Still angry, but a little softer, Bill Burr takes on the hot topics of the world once again in his latest special, Paper Tiger.
Bill Burr, unsurprisingly at this point, is angry. He’s angry about male feminists and the #MeToo movement and sex robots and having given his dangerous dog away. He’s angry about men taking baths and social media and outrage over able-bodied actors playing quadriplegics. He’s angry about London, which is where the latest outlet for this aggression, Bill Burr: Paper Tiger, was performed and filmed. The packed-out Royal Albert Hall is receptive to Burr’s anger, as his audiences have learned to be over the years — well, except for the one guy who reflexively heckles the comic about consent and inadvertently proves a point he hadn’t even got around to making yet.

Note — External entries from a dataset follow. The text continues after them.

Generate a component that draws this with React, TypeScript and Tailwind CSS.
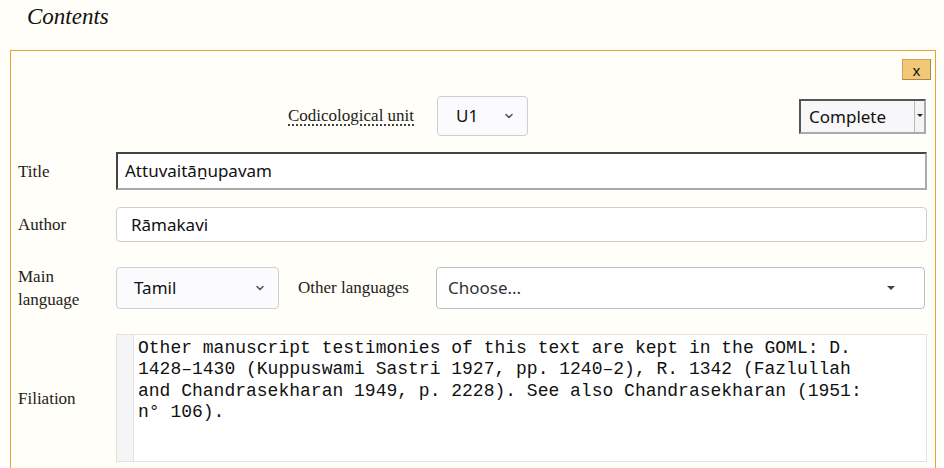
import React from 'react'

const serif = { fontFamily: '"Liberation Serif", "DejaVu Serif", serif' }

// Small chevron used by the custom-styled selects.
const Chevron = () => (
  <svg width="12" height="12" viewBox="0 0 12 12" className="text-gray-600">
    <path d="M3 4.5 L6 7.5 L9 4.5" fill="none" stroke="currentColor" strokeWidth="1.6" strokeLinecap="round" strokeLinejoin="round" />
  </svg>
)

const Label = ({ children }: { children: React.ReactNode }) => (
  <div className="w-[98px] shrink-0 text-[17px] leading-[23px] text-[#222]" style={serif}>
    {children}
  </div>
)

export default function App() {
  return (
    <div className="min-h-[468px] w-[944px] overflow-hidden bg-[#fffef8] text-[#111]" style={{ fontFamily: '"Noto Sans", "Open Sans", sans-serif' }}>
      <h2 className="pl-[27px] pt-[3px] text-[23px] italic leading-[28px] text-[#111]" style={serif}>
        Contents
      </h2>

      <div className="ml-[10px] mt-[19px] w-[926px] border border-[#f0a030] pb-[8px] pl-[7px] pr-[8px]">
        <div className="-mr-[4px] flex justify-end pt-[8px]">
          <button className="h-[21px] w-[29px] border border-[#c9a45a] border-b-[#a8884a] border-r-[#a8884a] bg-[#f2c877] text-[15px] leading-[16px] text-[#111]">
            x
          </button>
        </div>

        <div className="mt-[16px] flex items-center">
          <span className="ml-[270px] text-[17px] text-[#222] underline decoration-dotted underline-offset-[3px]" style={serif}>
            Codicological unit
          </span>
          <div className="ml-[23px] flex h-[40px] w-[91px] items-center justify-between rounded-[4px] border border-[#cfcfcf] bg-[#fbfbfd] pl-[18px] pr-[12px] text-[17px]">
            <span>U1</span>
            <Chevron />
          </div>
          <div className="ml-auto mr-[1px] flex h-[35px] w-[127px] items-stretch border-2 border-[#555] border-b-[#aaa] border-r-[#aaa] bg-[#f7f7f9]">
            <span className="flex-1 pl-[8px] text-[17px] leading-[31px] text-[#111]">Complete</span>
            <span className="flex w-[10px] items-center justify-center border-l border-[#bbb] bg-[#f4f4f4]">
              <svg width="6" height="4" viewBox="0 0 6 4">
                <path d="M0 0 L6 0 L3 3 Z" fill="#222" />
              </svg>
            </span>
          </div>
        </div>

        <div className="mt-[16px] flex items-center">
          <Label>Title</Label>
          <div className="flex h-[38px] flex-1 items-center border-2 border-[#444] border-b-[#aaa] border-r-[#aaa] bg-white pl-[7px] text-[17px]">
            Attuvaitāṉupavam
          </div>
        </div>

        <div className="mt-[17px] flex items-center">
          <Label>Author</Label>
          <div className="flex h-[35px] flex-1 items-center rounded-[4px] border border-[#cfcfcf] bg-white pl-[14px] text-[17px]">
            Rāmakavi
          </div>
        </div>

        <div className="mt-[23px] flex items-center">
          <Label>
            Main
            <br />
            language
          </Label>
          <div className="flex h-[42px] w-[163px] items-center justify-between rounded-[4px] border border-[#cfcfcf] bg-[#fbfbfd] pl-[17px] pr-[12px] text-[17px]">
            <span>Tamil</span>
            <Chevron />
          </div>
          <span className="ml-[19px] text-[17px] text-[#222]" style={serif}>
            Other languages
          </span>
          <div className="ml-[27px] mr-[2px] flex h-[42px] flex-1 items-center justify-between rounded-[4px] border border-[#bdbdbd] bg-white pl-[11px] pr-[29px] text-[17px]">
            <span className="text-[#333]">Choose...</span>
            <svg width="8" height="5" viewBox="0 0 8 5">
              <path d="M0 0 L8 0 L4 4 Z" fill="#444" />
            </svg>
          </div>
        </div>

        <div className="mt-[23px] flex items-center">
          <Label>Filiation</Label>
          <div className="flex h-[128px] flex-1 border border-[#e2e2e2] bg-white">
            <div className="w-[17px] shrink-0 border-r border-[#e2e2e2] bg-[#f5f5f5]" />
            <p className="whitespace-pre pl-[4px] pt-[3px] text-[18px] leading-[21.3px] text-[#111]" style={{ fontFamily: '"Liberation Mono", "DejaVu Sans Mono", monospace' }}>
              {'Other manuscript testimonies of this text are kept in the GOML: D.\n1428–1430 (Kuppuswami Sastri 1927, pp. 1240–2), R. 1342 (Fazlullah\nand Chandrasekharan 1949, p. 2228). See also Chandrasekharan (1951:\nn° 106).'}
            </p>
          </div>
        </div>
      </div>
    </div>
  )
}
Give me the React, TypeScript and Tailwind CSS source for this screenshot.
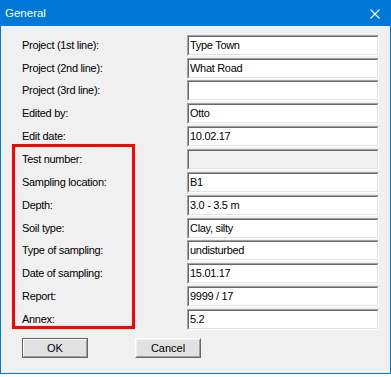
import React from 'react';

type Row = { label: string; value: string; disabled?: boolean; h: string };

const rows: Row[] = [
  { label: 'Project (1st line):', value: 'Type Town', h: 'h-[23px]' },
  { label: 'Project (2nd line):', value: 'What Road', h: 'h-[22px]' },
  { label: 'Project (3rd line):', value: '', h: 'h-[23px]' },
  { label: 'Edited by:', value: 'Otto', h: 'h-[23px]' },
  { label: 'Edit date:', value: '10.02.17', h: 'h-[23px]' },
  { label: 'Test number:', value: '', disabled: true, h: 'h-[23px]' },
  { label: 'Sampling location:', value: 'B1', h: 'h-[23px]' },
  { label: 'Depth:', value: '3.0 - 3.5 m', h: 'h-[23px]' },
  { label: 'Soil type:', value: 'Clay, silty', h: 'h-[22px]' },
  { label: 'Type of sampling:', value: 'undisturbed', h: 'h-[23px]' },
  { label: 'Date of sampling:', value: '15.01.17', h: 'h-[23px]' },
  { label: 'Report:', value: '9999 / 17', h: 'h-[23px]' },
  { label: 'Annex:', value: '5.2', h: 'h-[21px]' },
];

const font = "font-['Liberation_Sans',Arial,sans-serif]";

function Field({ value, disabled }: { value: string; disabled?: boolean }) {
  return (
    <div className="w-[192px] h-[21px] border border-t-[#a0a0a0] border-l-[#a0a0a0] border-b-white border-r-white">
      <div
        className={`h-full border border-t-[#696969] border-l-[#696969] border-b-[#e3e3e3] border-r-[#e3e3e3] pl-[1px] flex items-center text-[11px] tracking-[-0.3px] text-black ${
          disabled ? 'bg-[#f0f0f0]' : 'bg-white'
        }`}
      >
        {value}
      </div>
    </div>
  );
}

export default function App() {
  return (
    <div className={`relative w-[391px] h-[377px] bg-white ${font}`}>
      <div className="w-[391px] h-[374px] flex flex-col border-b border-[#0078d7]">
        {/* title bar */}
        <div className="h-[26px] bg-[#0078d7] flex items-center justify-between pl-[5px] pr-[11px] shrink-0">
          <span className="text-white text-[11.5px] pt-[1px]">General</span>
          <svg width="10" height="10" viewBox="0 0 10 10" className="mt-[1px]">
            <path d="M0.5 0.5 L9.5 9.5 M9.5 0.5 L0.5 9.5" stroke="white" strokeWidth="1.1" />
          </svg>
        </div>

        <div className="flex-1 bg-[#f0f0f0] border-x border-[#0078d7] pt-[9px] pl-[21px]">
          <div className="flex flex-col">
            {rows.map((r) => (
              <div key={r.label} className={`${r.h} flex items-start`}>
                <div className="w-[165px] h-[21px] flex items-center text-[11px] tracking-[-0.3px] text-black">
                  {r.label}
                </div>
                <Field value={r.value} disabled={r.disabled} />
              </div>
            ))}
          </div>

          <div className="flex gap-[47px] mt-[8px]">
            <button className="w-[66px] h-[20px] border border-[#646464] bg-[#e1e1e1] p-0">
              <div className="h-full border border-t-white border-l-white border-b-[#a0a0a0] border-r-[#a0a0a0] flex items-center justify-center text-[11px] text-black pt-[1px]">
                OK
              </div>
            </button>
            <button className="w-[66px] h-[20px] border border-t-white border-l-white border-b-[#696969] border-r-[#696969] bg-[#e1e1e1] p-0">
              <div className="h-full border border-t-[#f0f0f0] border-l-[#f0f0f0] border-b-[#a0a0a0] border-r-[#a0a0a0] flex items-center justify-center text-[11px] text-black pt-[1px]">
                Cancel
              </div>
            </button>
          </div>
        </div>
      </div>

      {/* highlight box */}
      <div className="absolute left-[12px] top-[144px] w-[123px] h-[185px] border-[3px] border-[#ff0000]" />
    </div>
  );
}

The heckle — “Ask for consent!” — is a brilliantly idiotic response to the rhetorical question of how to approach women who like rough sex. It’s part of a bit about no meaning no — or perhaps meaning yes, depending on the context. That bit, like many others in Paper Tiger, isn’t particularly original, but it lands because of that. What’s valued in comedy now is the truth, and these days, the truth is mundane. Bill Burr is a rare contemporary comedian who just wants to tell it how it is.
Another of those comedians is Dave Chappelle, whose latest Netflix special, Sticks & Stones, was predictably ravaged by mainstream critics (though not this one) who likened Chappelle to a Fox News pundit, thus entirely missing the point of what he was saying. Burr operates in similar territory; profoundly irritated by cheap hysteria and welcoming of the inevitable backlash that stems from reeling off hot-button issues and intentionally coming down on the “wrong” side of them. Bill Burr isn’t as insulated as Chappelle; cancel culture could conceivably catch up to him. But he’s just as likely to not care if it does. The cantankerous middle-aged Bostonian has made a career out of being annoyed by virtually everything — giving him more to be annoyed about is unlikely to halt his career.
Bill Burr: Paper Tiger is provocative, then, but only in a way that seems designed to weed out the people like that heckler, who aren’t interested in what he’s actually saying anyway. Eventually the special softens, as Burr himself has as a result of getting older and the birth of his daughter. It becomes about a man who is still vaguely irritated, but has finally learned — or at least is learning — to appreciate the things in life, like his wife and his child and his given-away crazy dog, that he loves. All he’s asking is that you don’t be a heckler, especially if you don’t even understand what you’re heckling. Seems fair to me.